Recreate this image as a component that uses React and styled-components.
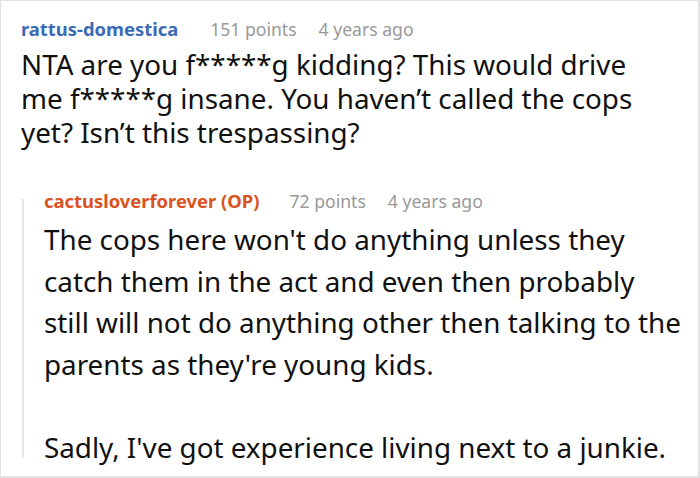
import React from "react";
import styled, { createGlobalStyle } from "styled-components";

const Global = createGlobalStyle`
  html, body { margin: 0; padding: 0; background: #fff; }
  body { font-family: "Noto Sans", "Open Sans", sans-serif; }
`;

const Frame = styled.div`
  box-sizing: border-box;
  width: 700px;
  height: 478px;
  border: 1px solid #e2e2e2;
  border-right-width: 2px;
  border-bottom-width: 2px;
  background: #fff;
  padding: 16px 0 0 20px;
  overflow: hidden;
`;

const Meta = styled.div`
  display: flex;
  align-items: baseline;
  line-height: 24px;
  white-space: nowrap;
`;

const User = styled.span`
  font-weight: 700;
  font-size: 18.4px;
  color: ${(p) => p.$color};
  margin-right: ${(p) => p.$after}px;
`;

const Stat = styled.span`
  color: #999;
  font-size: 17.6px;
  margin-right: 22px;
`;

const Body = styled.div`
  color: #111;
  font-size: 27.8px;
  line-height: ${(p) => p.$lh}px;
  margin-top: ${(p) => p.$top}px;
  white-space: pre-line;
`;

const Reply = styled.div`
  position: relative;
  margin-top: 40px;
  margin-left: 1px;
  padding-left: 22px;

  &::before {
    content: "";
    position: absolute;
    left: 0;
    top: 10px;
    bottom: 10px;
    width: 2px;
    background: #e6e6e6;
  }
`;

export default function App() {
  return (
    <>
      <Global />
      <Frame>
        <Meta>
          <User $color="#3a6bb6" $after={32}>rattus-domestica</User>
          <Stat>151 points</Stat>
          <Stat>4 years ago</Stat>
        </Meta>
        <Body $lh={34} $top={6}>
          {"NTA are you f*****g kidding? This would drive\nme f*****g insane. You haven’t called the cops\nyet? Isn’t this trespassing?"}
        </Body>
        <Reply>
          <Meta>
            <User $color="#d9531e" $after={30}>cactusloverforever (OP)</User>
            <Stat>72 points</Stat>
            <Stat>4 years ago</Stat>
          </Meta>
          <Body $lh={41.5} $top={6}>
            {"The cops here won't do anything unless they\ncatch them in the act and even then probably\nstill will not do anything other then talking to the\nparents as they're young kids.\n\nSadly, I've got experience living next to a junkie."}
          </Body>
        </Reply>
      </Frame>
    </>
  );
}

* * *

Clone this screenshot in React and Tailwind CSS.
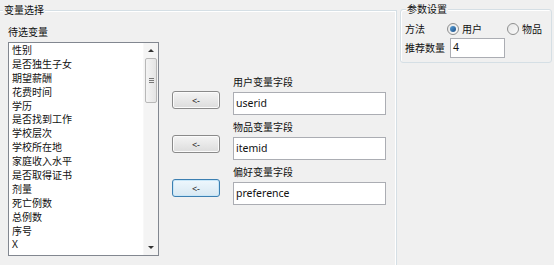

...

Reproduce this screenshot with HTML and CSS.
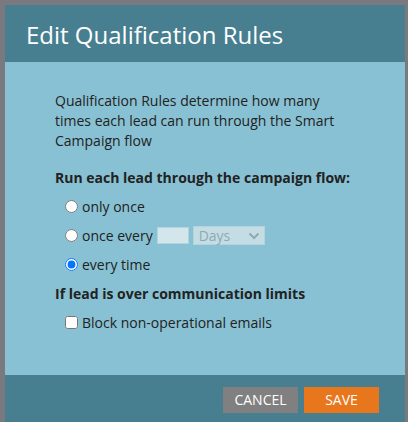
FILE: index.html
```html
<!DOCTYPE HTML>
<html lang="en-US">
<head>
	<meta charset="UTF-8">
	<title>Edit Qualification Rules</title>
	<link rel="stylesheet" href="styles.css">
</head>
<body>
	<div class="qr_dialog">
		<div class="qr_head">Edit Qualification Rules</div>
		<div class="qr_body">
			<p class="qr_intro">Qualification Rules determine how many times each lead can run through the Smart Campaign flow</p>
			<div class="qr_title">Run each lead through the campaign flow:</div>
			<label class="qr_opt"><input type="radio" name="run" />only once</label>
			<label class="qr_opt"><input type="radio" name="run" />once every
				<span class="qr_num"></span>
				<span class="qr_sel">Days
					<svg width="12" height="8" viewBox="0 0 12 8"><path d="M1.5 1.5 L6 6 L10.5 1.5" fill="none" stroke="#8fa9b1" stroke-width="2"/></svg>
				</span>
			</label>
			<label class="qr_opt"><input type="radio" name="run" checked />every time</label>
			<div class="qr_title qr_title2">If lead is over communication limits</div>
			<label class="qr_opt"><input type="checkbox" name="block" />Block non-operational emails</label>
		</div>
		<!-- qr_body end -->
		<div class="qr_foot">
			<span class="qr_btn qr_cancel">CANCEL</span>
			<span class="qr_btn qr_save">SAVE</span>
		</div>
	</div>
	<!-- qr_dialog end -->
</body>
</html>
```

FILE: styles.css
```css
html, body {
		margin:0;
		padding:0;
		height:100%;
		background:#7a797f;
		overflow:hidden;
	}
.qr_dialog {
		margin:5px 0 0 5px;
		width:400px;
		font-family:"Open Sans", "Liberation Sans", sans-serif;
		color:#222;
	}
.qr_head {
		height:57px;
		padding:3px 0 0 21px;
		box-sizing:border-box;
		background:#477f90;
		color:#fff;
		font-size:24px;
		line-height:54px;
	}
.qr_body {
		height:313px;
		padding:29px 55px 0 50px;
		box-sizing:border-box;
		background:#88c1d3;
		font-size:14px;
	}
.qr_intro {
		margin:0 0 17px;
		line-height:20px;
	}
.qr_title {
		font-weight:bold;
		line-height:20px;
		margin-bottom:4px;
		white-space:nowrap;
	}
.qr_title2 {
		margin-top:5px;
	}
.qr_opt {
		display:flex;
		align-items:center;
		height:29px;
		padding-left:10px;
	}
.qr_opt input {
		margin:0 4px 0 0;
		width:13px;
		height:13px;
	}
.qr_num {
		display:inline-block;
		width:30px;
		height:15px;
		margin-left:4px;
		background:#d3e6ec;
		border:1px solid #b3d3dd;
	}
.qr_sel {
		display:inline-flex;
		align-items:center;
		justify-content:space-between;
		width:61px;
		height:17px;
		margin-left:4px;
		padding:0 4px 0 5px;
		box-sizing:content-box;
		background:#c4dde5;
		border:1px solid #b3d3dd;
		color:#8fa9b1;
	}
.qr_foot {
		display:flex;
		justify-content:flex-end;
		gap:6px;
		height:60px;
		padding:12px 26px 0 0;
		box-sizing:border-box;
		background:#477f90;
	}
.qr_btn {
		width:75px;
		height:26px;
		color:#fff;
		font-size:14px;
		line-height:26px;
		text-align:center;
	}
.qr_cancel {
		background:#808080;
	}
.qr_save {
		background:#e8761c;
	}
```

[INSTRUCTIONS FOR THE TASK]
Scan the listing above. Collect all lines with the word "this".

[REPLY]
Recreate this image as a component that uses React and styled-components.
          {"NTA are you f*****g kidding? This would drive\nme f*****g insane. You haven’t called the cops\nyet? Isn’t this trespassing?"}
Clone this screenshot in React and Tailwind CSS.
Reproduce this screenshot with HTML and CSS.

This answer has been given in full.